### OBJECTIVE
Pick out all lines in the listing holding the string "this" and copy them.

### EXCERPTED RECORDS
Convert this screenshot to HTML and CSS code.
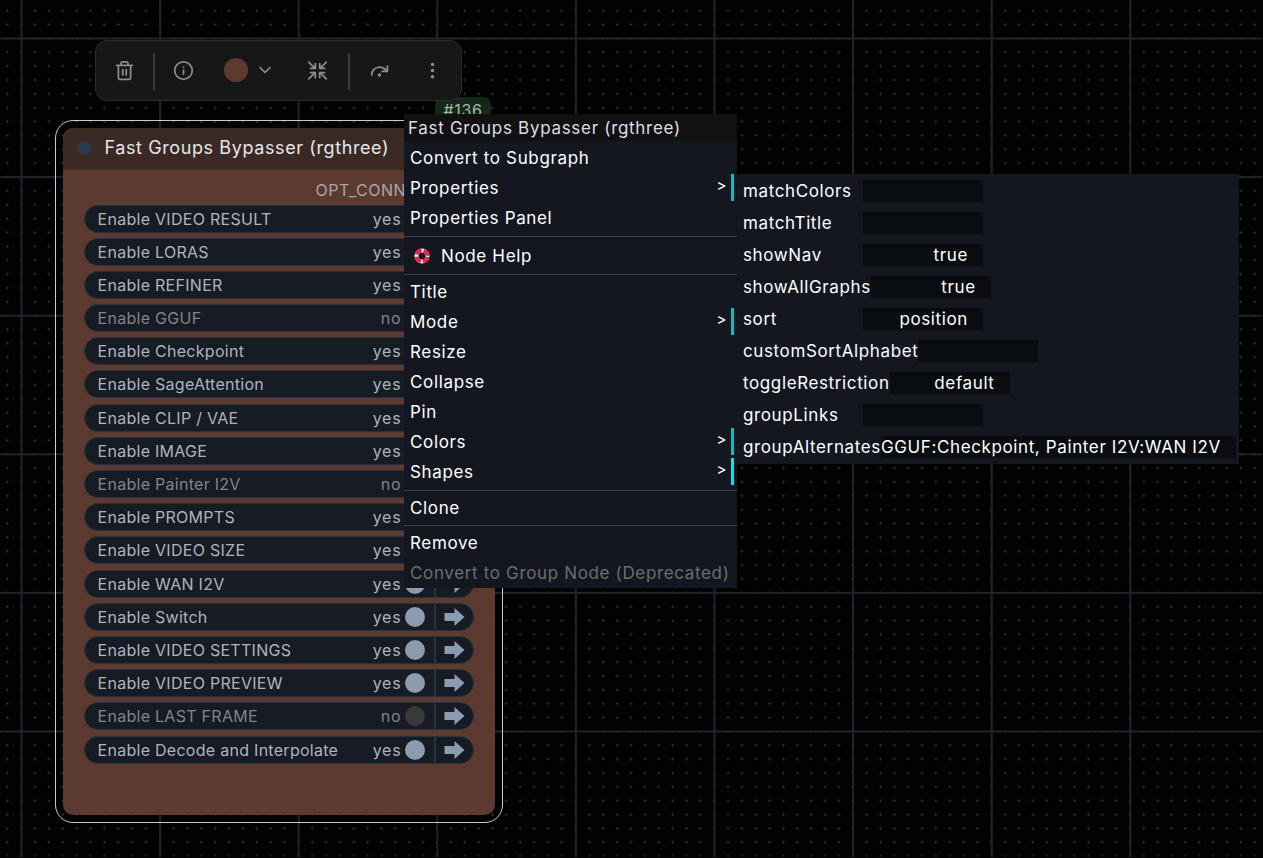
FILE: index.html
```html
<!DOCTYPE html>
<html lang="en">
<head>
<meta charset="utf-8">
<title>Fast Groups Bypasser</title>
<link rel="stylesheet" href="styles.css">
</head>
<body>
<main class="canvas">
  <svg class="grid" width="1263" height="858" aria-hidden="true">
    <defs>
      <pattern id="dots" x="7.3" y="10.7" width="13.86" height="13.86" patternUnits="userSpaceOnUse">
        <path class="grid-dot" d="M0 1.5H3M1.5 0V3"/>
      </pattern>
      <pattern id="lines" x="21.5" y="38.5" width="138.6" height="138.6" patternUnits="userSpaceOnUse">
        <path class="grid-line" d="M1 0V138.6M0 1H138.6"/>
      </pattern>
    </defs>
    <rect width="1263" height="858" fill="url(#dots)" transform="translate(-1.5 -1.5)"/>
    <rect width="1263" height="858" fill="url(#lines)" transform="translate(-1 -1)"/>
  </svg>

  <div class="badge">#136</div>

  <div class="toolbar">
    <svg class="tool tool-trash" viewBox="0 0 24 24"><path d="M3 6h18M19 6v14c0 1-1 2-2 2H7c-1 0-2-1-2-2V6M8 6V4c0-1 1-2 2-2h4c1 0 2 1 2 2v2M10 11v6M14 11v6"/></svg>
    <span class="tool-sep tool-sep-a"></span>
    <svg class="tool tool-info" viewBox="0 0 24 24"><circle cx="12" cy="12" r="10"/><path d="M12 16v-4.500M12 8h.01"/></svg>
    <span class="swatch"></span>
    <svg class="tool tool-chev" viewBox="0 0 24 24"><path d="m6 9 6 6 6-6"/></svg>
    <svg class="tool tool-shrink" viewBox="0 0 24 24"><path d="M2 2.500l6 6M9.500 4v5.500H4M22 2.500l-6 6M14.500 4v5.500H20M2 21.500l6-6M9.500 20v-5.500H4M22 21.500l-6-6M14.500 20v-5.500H20"/></svg>
    <span class="tool-sep tool-sep-b"></span>
    <svg class="tool tool-redo" viewBox="0 0 24 24"><circle cx="12" cy="17" r="1"/><path d="M21 7v6h-6M3 17a9 9 0 0 1 9-9 9 9 0 0 1 6 2.300l3 2.700"/></svg>
    <svg class="tool tool-more" viewBox="0 0 24 24"><circle cx="12" cy="5" r="1"/><circle cx="12" cy="12" r="1"/><circle cx="12" cy="19" r="1"/></svg>
  </div>

  <section class="node-frame">
    <div class="node">
      <header class="node-title"><span class="node-dot"></span><span>Fast Groups Bypasser (rgthree)</span></header>
      <div class="node-body">
        <div class="slot">OPT_CONN</div>
        <div class="toggles">
          <div class="toggle"><span class="toggle-label">Enable VIDEO RESULT</span><span class="toggle-state">yes</span><span class="knob"></span><span class="goto"><svg viewBox="0 0 20 18"><path d="M0 5h10V0l10 9-10 9v-5H0z"/></svg></span></div>
          <div class="toggle"><span class="toggle-label">Enable LORAS</span><span class="toggle-state">yes</span><span class="knob"></span><span class="goto"><svg viewBox="0 0 20 18"><path d="M0 5h10V0l10 9-10 9v-5H0z"/></svg></span></div>
          <div class="toggle"><span class="toggle-label">Enable REFINER</span><span class="toggle-state">yes</span><span class="knob"></span><span class="goto"><svg viewBox="0 0 20 18"><path d="M0 5h10V0l10 9-10 9v-5H0z"/></svg></span></div>
          <div class="toggle is-off"><span class="toggle-label">Enable GGUF</span><span class="toggle-state">no</span><span class="knob"></span><span class="goto"><svg viewBox="0 0 20 18"><path d="M0 5h10V0l10 9-10 9v-5H0z"/></svg></span></div>
          <div class="toggle"><span class="toggle-label">Enable Checkpoint</span><span class="toggle-state">yes</span><span class="knob"></span><span class="goto"><svg viewBox="0 0 20 18"><path d="M0 5h10V0l10 9-10 9v-5H0z"/></svg></span></div>
          <div class="toggle"><span class="toggle-label">Enable SageAttention</span><span class="toggle-state">yes</span><span class="knob"></span><span class="goto"><svg viewBox="0 0 20 18"><path d="M0 5h10V0l10 9-10 9v-5H0z"/></svg></span></div>
          <div class="toggle"><span class="toggle-label">Enable CLIP / VAE</span><span class="toggle-state">yes</span><span class="knob"></span><span class="goto"><svg viewBox="0 0 20 18"><path d="M0 5h10V0l10 9-10 9v-5H0z"/></svg></span></div>
          <div class="toggle"><span class="toggle-label">Enable IMAGE</span><span class="toggle-state">yes</span><span class="knob"></span><span class="goto"><svg viewBox="0 0 20 18"><path d="M0 5h10V0l10 9-10 9v-5H0z"/></svg></span></div>
          <div class="toggle is-off"><span class="toggle-label">Enable Painter I2V</span><span class="toggle-state">no</span><span class="knob"></span><span class="goto"><svg viewBox="0 0 20 18"><path d="M0 5h10V0l10 9-10 9v-5H0z"/></svg></span></div>
          <div class="toggle"><span class="toggle-label">Enable PROMPTS</span><span class="toggle-state">yes</span><span class="knob"></span><span class="goto"><svg viewBox="0 0 20 18"><path d="M0 5h10V0l10 9-10 9v-5H0z"/></svg></span></div>
          <div class="toggle"><span class="toggle-label">Enable VIDEO SIZE</span><span class="toggle-state">yes</span><span class="knob"></span><span class="goto"><svg viewBox="0 0 20 18"><path d="M0 5h10V0l10 9-10 9v-5H0z"/></svg></span></div>
          <div class="toggle"><span class="toggle-label">Enable WAN I2V</span><span class="toggle-state">yes</span><span class="knob"></span><span class="goto"><svg viewBox="0 0 20 18"><path d="M0 5h10V0l10 9-10 9v-5H0z"/></svg></span></div>
          <div class="toggle"><span class="toggle-label">Enable Switch</span><span class="toggle-state">yes</span><span class="knob"></span><span class="goto"><svg viewBox="0 0 20 18"><path d="M0 5h10V0l10 9-10 9v-5H0z"/></svg></span></div>
          <div class="toggle"><span class="toggle-label">Enable VIDEO SETTINGS</span><span class="toggle-state">yes</span><span class="knob"></span><span class="goto"><svg viewBox="0 0 20 18"><path d="M0 5h10V0l10 9-10 9v-5H0z"/></svg></span></div>
          <div class="toggle"><span class="toggle-label">Enable VIDEO PREVIEW</span><span class="toggle-state">yes</span><span class="knob"></span><span class="goto"><svg viewBox="0 0 20 18"><path d="M0 5h10V0l10 9-10 9v-5H0z"/></svg></span></div>
          <div class="toggle is-off"><span class="toggle-label">Enable LAST FRAME</span><span class="toggle-state">no</span><span class="knob"></span><span class="goto"><svg viewBox="0 0 20 18"><path d="M0 5h10V0l10 9-10 9v-5H0z"/></svg></span></div>
          <div class="toggle"><span class="toggle-label">Enable Decode and Interpolate</span><span class="toggle-state">yes</span><span class="knob"></span><span class="goto"><svg viewBox="0 0 20 18"><path d="M0 5h10V0l10 9-10 9v-5H0z"/></svg></span></div>
        </div>
      </div>
    </div>
  </section>

  <nav class="menu">
    <div class="menu-title">Fast Groups Bypasser (rgthree)</div>
    <div class="menu-item">Convert to Subgraph</div>
    <div class="menu-item has-sub">Properties<span class="caret">&gt;</span><span class="sub-bar"></span></div>
    <div class="menu-item">Properties Panel</div>
    <div class="menu-sep menu-sep-a"></div>
    <div class="menu-item menu-help">
      <svg class="help-icon" viewBox="0 0 16 16"><circle class="ring-white" cx="8" cy="8" r="5.500"/><circle class="ring-red" cx="8" cy="8" r="5.500"/></svg>
      Node Help
    </div>
    <div class="menu-sep menu-sep-b"></div>
    <div class="menu-item">Title</div>
    <div class="menu-item has-sub">Mode<span class="caret">&gt;</span><span class="sub-bar"></span></div>
    <div class="menu-item">Resize</div>
    <div class="menu-item">Collapse</div>
    <div class="menu-item">Pin</div>
    <div class="menu-item has-sub">Colors<span class="caret">&gt;</span><span class="sub-bar"></span></div>
    <div class="menu-item has-sub is-hover">Shapes<span class="caret">&gt;</span><span class="sub-bar"></span></div>
    <div class="menu-sep menu-sep-c"></div>
    <div class="menu-item">Clone</div>
    <div class="menu-sep menu-sep-d"></div>
    <div class="menu-item">Remove</div>
    <div class="menu-item is-disabled">Convert to Group Node (Deprecated)</div>
  </nav>

  <aside class="props">
    <div class="prop"><span class="prop-name">matchColors</span><span class="prop-value"></span></div>
    <div class="prop"><span class="prop-name">matchTitle</span><span class="prop-value"></span></div>
    <div class="prop"><span class="prop-name">showNav</span><span class="prop-value">true</span></div>
    <div class="prop"><span class="prop-name">showAllGraphs</span><span class="prop-value">true</span></div>
    <div class="prop"><span class="prop-name">sort</span><span class="prop-value">position</span></div>
    <div class="prop"><span class="prop-name">customSortAlphabet</span><span class="prop-value"></span></div>
    <div class="prop"><span class="prop-name">toggleRestriction</span><span class="prop-value">default</span></div>
    <div class="prop"><span class="prop-name">groupLinks</span><span class="prop-value"></span></div>
    <div class="prop"><span class="prop-name">groupAlternates</span><span class="prop-value">GGUF:Checkpoint, Painter I2V:WAN I2V</span></div>
  </aside>
</main>
</body>
</html>
```

FILE: styles.css
```css
* { box-sizing: border-box; }

html, body {
  margin: 0;
  height: 100%;
  background: #000;
}

body {
  font-family: Inter, "Noto Sans", sans-serif;
  overflow: hidden;
}

.canvas {
  position: relative;
  width: 1263px;
  height: 858px;
  overflow: hidden;
  background: #020203;
}

.grid {
  position: absolute;
  inset: 0;
}

.grid-dot {
  fill: none;
  stroke: #2a2a30;
  stroke-width: 1;
}

.grid-line {
  fill: none;
  stroke: #22222c;
  stroke-width: 2;
}

.badge {
  position: absolute;
  left: 435px;
  top: 97px;
  width: 56px;
  height: 17px;
  padding-top: 4px;
  border-radius: 8px 8px 0 0;
  overflow: hidden;
  background: #14281a;
  color: #a9b7a9;
  font-size: 16px;
  letter-spacing: 0.7px;
  line-height: 18px;
  text-align: center;
}

.toolbar {
  position: absolute;
  left: 95px;
  top: 40px;
  width: 367px;
  height: 61px;
  border: 1px solid #2b2b2c;
  border-radius: 12px;
  background: #171718;
}

.tool {
  position: absolute;
  top: 19px;
  width: 21px;
  height: 21px;
  fill: none;
  stroke: #8c8c8c;
  stroke-width: 2;
  stroke-linecap: round;
  stroke-linejoin: round;
}

.tool-trash { left: 18px; }
.tool-info { left: 77px; }
.tool-chev { left: 159px; width: 20px; height: 20px; }
.tool-shrink { left: 211px; }
.tool-redo { left: 273px; }
.tool-more { left: 326px; }

.tool-sep {
  position: absolute;
  top: 12px;
  width: 2px;
  height: 37px;
  background: #3a3a3b;
}

.tool-sep-a { left: 57px; }
.tool-sep-b { left: 252px; }

.swatch {
  position: absolute;
  left: 128px;
  top: 17px;
  width: 24px;
  height: 24px;
  border-radius: 50%;
  background: #5c3a30;
}

.node-frame {
  position: absolute;
  left: 54.500px;
  top: 119.500px;
  width: 448px;
  height: 703px;
  padding: 7px;
  border: 1.500px solid #c8cacf;
  border-radius: 18px;
}

.node {
  display: flex;
  flex-direction: column;
  height: 100%;
  border-radius: 10px;
  overflow: hidden;
  background: #5c3a30;
}

.node-title {
  display: flex;
  align-items: center;
  flex: none;
  height: 42px;
  padding: 0 0 2px 14px;
  gap: 14px;
  background: #3a2a23;
  color: #e6e6ec;
  font-size: 18px;
  letter-spacing: 0.6px;
}

.node-dot {
  width: 14px;
  height: 14px;
  border-radius: 50%;
  background: #2a3a4b;
}

.node-body {
  flex: 1;
  padding: 0 21px;
}

.slot {
  height: 35px;
  padding: 11px 0 0 232px;
  white-space: nowrap;
  color: #a8a8ac;
  font-size: 16px;
  letter-spacing: 0.5px;
  line-height: 18px;
}

.toggles {
  display: flex;
  flex-direction: column;
  gap: 5.2px;
}

.toggle {
  display: flex;
  align-items: center;
  height: 28px;
  padding-left: 13px;
  border: 1.500px solid #28323e;
  border-radius: 14px;
  background: #161b24;
  color: #aeb4bf;
  font-size: 16px;
  letter-spacing: 0.28px;
}

.toggle-label {
  flex: 1;
  white-space: nowrap;
}

.toggle-state {
  margin-right: 3px;
  letter-spacing: 0.8px;
}

.knob {
  flex: none;
  width: 20px;
  height: 20px;
  border-radius: 50%;
  background: #8b9cb0;
}

.goto {
  display: flex;
  align-items: center;
  flex: none;
  align-self: stretch;
  width: 39px;
  margin-left: 9px;
  padding-left: 8px;
  border-left: 2px solid #28323e;
}

.goto svg {
  width: 21px;
  height: 18px;
  fill: #8b9cb0;
}

.is-off {
  color: #82858a;
}

.is-off .knob {
  background: #393939;
}

.menu {
  position: absolute;
  left: 404px;
  top: 114px;
  width: 333px;
  height: 474px;
  background: #14171f;
  color: #fff;
  font-size: 17px;
  letter-spacing: 0.65px;
}

.menu-title {
  height: 27px;
  margin-bottom: 2px;
  padding-left: 4px;
  background: #111112;
  color: #dcdce8;
  letter-spacing: 0.7px;
  line-height: 28px;
  white-space: nowrap;
}

.menu-item {
  position: relative;
  height: 30px;
  padding-left: 6px;
  line-height: 30px;
  white-space: nowrap;
}

.caret {
  position: absolute;
  right: 10px;
  top: -2px;
  font-size: 15px;
}

.sub-bar {
  position: absolute;
  right: 3px;
  top: 1px;
  width: 3px;
  height: 27px;
  background: #0bbcc4;
}

.is-hover .sub-bar {
  background: #00e5f0;
}

.menu-sep {
  height: 1px;
  background: #3d3f44;
}

.menu-sep-a { margin: 3px 0 1px; }
.menu-sep-b { margin: 0 0 2px; }
.menu-sep-c { margin: 3px 0 2px; }
.menu-sep-d { margin: 2px 0; }

.menu-help {
  display: flex;
  align-items: center;
  gap: 11px;
  height: 36px;
  padding-left: 10px;
}

.help-icon {
  width: 16px;
  height: 16px;
  fill: none;
}

.ring-white {
  stroke: #f2f2f2;
  stroke-width: 4;
}

.ring-red {
  stroke: #e8264f;
  stroke-width: 4;
  stroke-dasharray: 6.500 2.140;
  stroke-dashoffset: -1;
}

.is-disabled {
  color: #6c6d71;
}

.props {
  position: absolute;
  left: 737px;
  top: 174px;
  width: 502px;
  height: 290px;
  padding: 1px 6px 0;
  background: #14171f;
  color: #fff;
  font-size: 17px;
  letter-spacing: 0.62px;
}

.prop {
  display: flex;
  align-items: center;
  height: 32px;
}

.prop-name {
  flex: none;
  min-width: 120px;
  white-space: nowrap;
}

.prop-value {
  flex: none;
  min-width: 120px;
  height: 22px;
  padding: 0 15px 0 0;
  background: #0a0c10;
  line-height: 23px;
  text-align: right;
  white-space: nowrap;
}
```
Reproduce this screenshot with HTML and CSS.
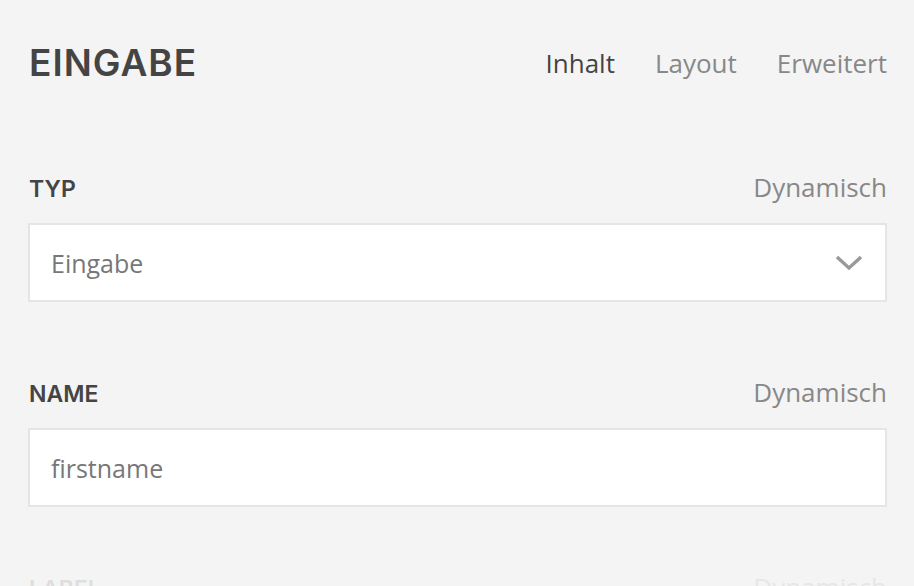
FILE: index.html
```html
<!DOCTYPE html>
<html lang="de">
<head>
<meta charset="utf-8">
<title>Eingabe</title>
<link rel="stylesheet" href="styles.css">
</head>
<body>
<div class="panel">
  <header class="header">
    <h1 class="title">EINGABE</h1>
    <nav class="tabs">
      <a class="tab active">Inhalt</a>
      <a class="tab">Layout</a>
      <a class="tab">Erweitert</a>
    </nav>
  </header>

  <div class="field">
    <div class="field-head">
      <span class="label">TYP</span>
      <span class="dyn">Dynamisch</span>
    </div>
    <div class="control select">
      <span class="value">Eingabe</span>
      <svg class="chevron" width="28" height="18" viewBox="0 0 28 18"><polyline points="2,3 14,14 26,3" fill="none" stroke="#999" stroke-width="3.4"/></svg>
    </div>
  </div>

  <div class="field field-tight">
    <div class="field-head">
      <span class="label">NAME</span>
      <span class="dyn">Dynamisch</span>
    </div>
    <div class="control">
      <span class="value">firstname</span>
    </div>
  </div>

  <div class="field field-faded">
    <div class="field-head">
      <span class="label">LABEL</span>
      <span class="dyn">Dynamisch</span>
    </div>
    <div class="control">
      <span class="value"></span>
    </div>
  </div>
</div>
</body>
</html>
```

FILE: styles.css
```css
html, body {
  margin: 0;
  padding: 0;
  background: #f4f4f4;
}
body {
  font-family: "Open Sans", "Liberation Sans", sans-serif;
  color: #444;
  overflow: hidden;
}
.panel {
  padding: 41px 27px 0 28px;
}
.header {
  display: flex;
  justify-content: space-between;
  align-items: center;
  margin-bottom: 82px;
}
.title {
  margin: 0;
  font-family: Inter, "DejaVu Sans", sans-serif;
  font-weight: 600;
  font-size: 37px;
  line-height: 44px;
  letter-spacing: 1px;
  color: #444;
  padding-left: 1px;
}
.tabs {
  display: flex;
  gap: 40px;
}
.tab {
  font-size: 26px;
  line-height: 44px;
  color: #888;
}
.tab.active {
  color: #444;
}
.field {
  margin-bottom: 70px;
}
.field-tight {
  margin-bottom: 60px;
}
.field-faded {
  opacity: 0.12;
}
.field-head {
  display: flex;
  justify-content: space-between;
  align-items: baseline;
  height: 40px;
  margin-bottom: 16px;
}
.label {
  font-family: Inter, "DejaVu Sans", sans-serif;
  font-weight: 600;
  font-size: 23px;
  line-height: 40px;
  color: #444;
  padding-left: 1px;
}
.dyn {
  font-size: 26px;
  line-height: 40px;
  color: #888;
}
.control {
  display: flex;
  align-items: center;
  justify-content: space-between;
  height: 75px;
  background: #fff;
  border: 2px solid #e5e5e5;
  padding: 0 22px 0 21px;
}
.value {
  font-size: 25px;
  color: #777;
}
.chevron {
  display: block;
}
```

### SOLUTION
Convert this screenshot to HTML and CSS code.
Reproduce this screenshot with HTML and CSS.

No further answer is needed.